### [ENTRIES SUPPLIED]

---*---

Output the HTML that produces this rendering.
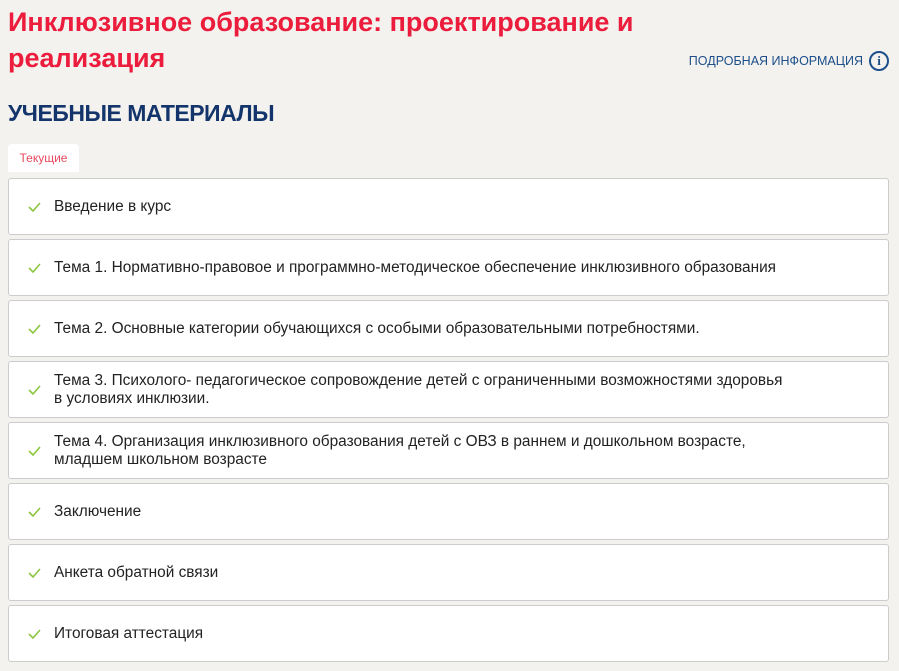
<!DOCTYPE html>
<html><head><meta charset="utf-8"><style>
body{margin:0;background:#f3f2ef;font-family:"Liberation Sans",sans-serif;width:899px;height:671px;overflow:hidden;position:relative}
h1{position:absolute;left:8px;top:4px;margin:0;font-size:27px;line-height:36px;font-weight:bold;color:#ec1c3c;width:680px;letter-spacing:0px}
.info{position:absolute;right:10px;top:51px;font-size:12.5px;color:#1d4f8a;display:flex;align-items:center;gap:6px}
.info span.i{width:16px;height:16px;border:2px solid #1d4f8a;border-radius:50%;display:inline-flex;align-items:center;justify-content:center;font-weight:bold;font-size:13px;font-family:"Liberation Serif",serif}
h2{position:absolute;left:8px;top:100px;margin:0;font-size:23px;font-weight:bold;color:#13356b;letter-spacing:-0.5px}
.tab{position:absolute;left:8px;top:144px;width:71px;height:28px;background:#fff;border-radius:4px 4px 0 0;color:#e8495e;font-size:12px;line-height:28px;text-align:center}
.item{position:absolute;left:8px;width:879px;height:55px;background:#fff;border:1px solid #ccc;border-radius:3px;display:flex;align-items:center;font-size:15.4px;color:#222;line-height:18px}
.item svg{position:absolute;left:19px;top:50%;margin-top:-5px}
.item div{margin-left:45px}
</style></head><body>
<h1>Инклюзивное образование: проектирование и реализация</h1>
<div class="info">ПОДРОБНАЯ ИНФОРМАЦИЯ <span class="i">i</span></div>
<h2>УЧЕБНЫЕ МАТЕРИАЛЫ</h2>
<div class="tab">Текущие</div>
<div class="item" style="top:178px"><svg width="13" height="10"><path d="M1 5l4 4 7-8" stroke="#8cc63f" stroke-width="1.6" fill="none"/></svg><div>Введение в курс</div></div>
<div class="item" style="top:239px"><svg width="13" height="10"><path d="M1 5l4 4 7-8" stroke="#8cc63f" stroke-width="1.6" fill="none"/></svg><div>Тема 1. Нормативно-правовое и программно-методическое обеспечение инклюзивного образования</div></div>
<div class="item" style="top:300px"><svg width="13" height="10"><path d="M1 5l4 4 7-8" stroke="#8cc63f" stroke-width="1.6" fill="none"/></svg><div>Тема 2. Основные категории обучающихся с особыми образовательными потребностями.</div></div>
<div class="item" style="top:361px"><svg width="13" height="10"><path d="M1 5l4 4 7-8" stroke="#8cc63f" stroke-width="1.6" fill="none"/></svg><div>Тема 3. Психолого- педагогическое сопровождение детей с ограниченными возможностями здоровья<br>в условиях инклюзии.</div></div>
<div class="item" style="top:422px"><svg width="13" height="10"><path d="M1 5l4 4 7-8" stroke="#8cc63f" stroke-width="1.6" fill="none"/></svg><div>Тема 4. Организация инклюзивного образования детей с ОВЗ в раннем и дошкольном возрасте,<br>младшем школьном возрасте</div></div>
<div class="item" style="top:483px"><svg width="13" height="10"><path d="M1 5l4 4 7-8" stroke="#8cc63f" stroke-width="1.6" fill="none"/></svg><div>Заключение</div></div>
<div class="item" style="top:544px"><svg width="13" height="10"><path d="M1 5l4 4 7-8" stroke="#8cc63f" stroke-width="1.6" fill="none"/></svg><div>Анкета обратной связи</div></div>
<div class="item" style="top:605px"><svg width="13" height="10"><path d="M1 5l4 4 7-8" stroke="#8cc63f" stroke-width="1.6" fill="none"/></svg><div>Итоговая аттестация</div></div>
</body></html>
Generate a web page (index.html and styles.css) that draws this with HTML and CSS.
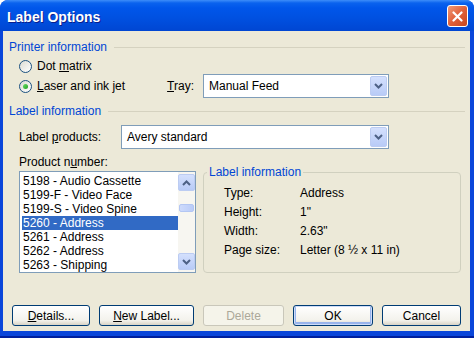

---*---

Pictures don't belong in the copy. Transcribe every record exactly as it appears.

Output the HTML that produces this rendering.
<!DOCTYPE html>
<html><head><meta charset="utf-8"><style>
body{margin:0;background:#f3f2ef;font-family:"Liberation Sans",sans-serif;width:899px;height:671px;overflow:hidden;position:relative}
h1{position:absolute;left:8px;top:4px;margin:0;font-size:27px;line-height:36px;font-weight:bold;color:#ec1c3c;width:680px;letter-spacing:0px}
.info{position:absolute;right:10px;top:51px;font-size:12.5px;color:#1d4f8a;display:flex;align-items:center;gap:6px}
.info span.i{width:16px;height:16px;border:2px solid #1d4f8a;border-radius:50%;display:inline-flex;align-items:center;justify-content:center;font-weight:bold;font-size:13px;font-family:"Liberation Serif",serif}
h2{position:absolute;left:8px;top:100px;margin:0;font-size:23px;font-weight:bold;color:#13356b;letter-spacing:-0.5px}
.tab{position:absolute;left:8px;top:144px;width:71px;height:28px;background:#fff;border-radius:4px 4px 0 0;color:#e8495e;font-size:12px;line-height:28px;text-align:center}
.item{position:absolute;left:8px;width:879px;height:55px;background:#fff;border:1px solid #ccc;border-radius:3px;display:flex;align-items:center;font-size:15.4px;color:#222;line-height:18px}
.item svg{position:absolute;left:19px;top:50%;margin-top:-5px}
.item div{margin-left:45px}
</style></head><body>
<h1>Инклюзивное образование: проектирование и реализация</h1>
<div class="info">ПОДРОБНАЯ ИНФОРМАЦИЯ <span class="i">i</span></div>
<h2>УЧЕБНЫЕ МАТЕРИАЛЫ</h2>
<div class="tab">Текущие</div>
<div class="item" style="top:178px"><svg width="13" height="10"><path d="M1 5l4 4 7-8" stroke="#8cc63f" stroke-width="1.6" fill="none"/></svg><div>Введение в курс</div></div>
<div class="item" style="top:239px"><svg width="13" height="10"><path d="M1 5l4 4 7-8" stroke="#8cc63f" stroke-width="1.6" fill="none"/></svg><div>Тема 1. Нормативно-правовое и программно-методическое обеспечение инклюзивного образования</div></div>
<div class="item" style="top:300px"><svg width="13" height="10"><path d="M1 5l4 4 7-8" stroke="#8cc63f" stroke-width="1.6" fill="none"/></svg><div>Тема 2. Основные категории обучающихся с особыми образовательными потребностями.</div></div>
<div class="item" style="top:361px"><svg width="13" height="10"><path d="M1 5l4 4 7-8" stroke="#8cc63f" stroke-width="1.6" fill="none"/></svg><div>Тема 3. Психолого- педагогическое сопровождение детей с ограниченными возможностями здоровья<br>в условиях инклюзии.</div></div>
<div class="item" style="top:422px"><svg width="13" height="10"><path d="M1 5l4 4 7-8" stroke="#8cc63f" stroke-width="1.6" fill="none"/></svg><div>Тема 4. Организация инклюзивного образования детей с ОВЗ в раннем и дошкольном возрасте,<br>младшем школьном возрасте</div></div>
<div class="item" style="top:483px"><svg width="13" height="10"><path d="M1 5l4 4 7-8" stroke="#8cc63f" stroke-width="1.6" fill="none"/></svg><div>Заключение</div></div>
<div class="item" style="top:544px"><svg width="13" height="10"><path d="M1 5l4 4 7-8" stroke="#8cc63f" stroke-width="1.6" fill="none"/></svg><div>Анкета обратной связи</div></div>
<div class="item" style="top:605px"><svg width="13" height="10"><path d="M1 5l4 4 7-8" stroke="#8cc63f" stroke-width="1.6" fill="none"/></svg><div>Итоговая аттестация</div></div>
</body></html>
Generate a web page (index.html and styles.css) that draws this with HTML and CSS.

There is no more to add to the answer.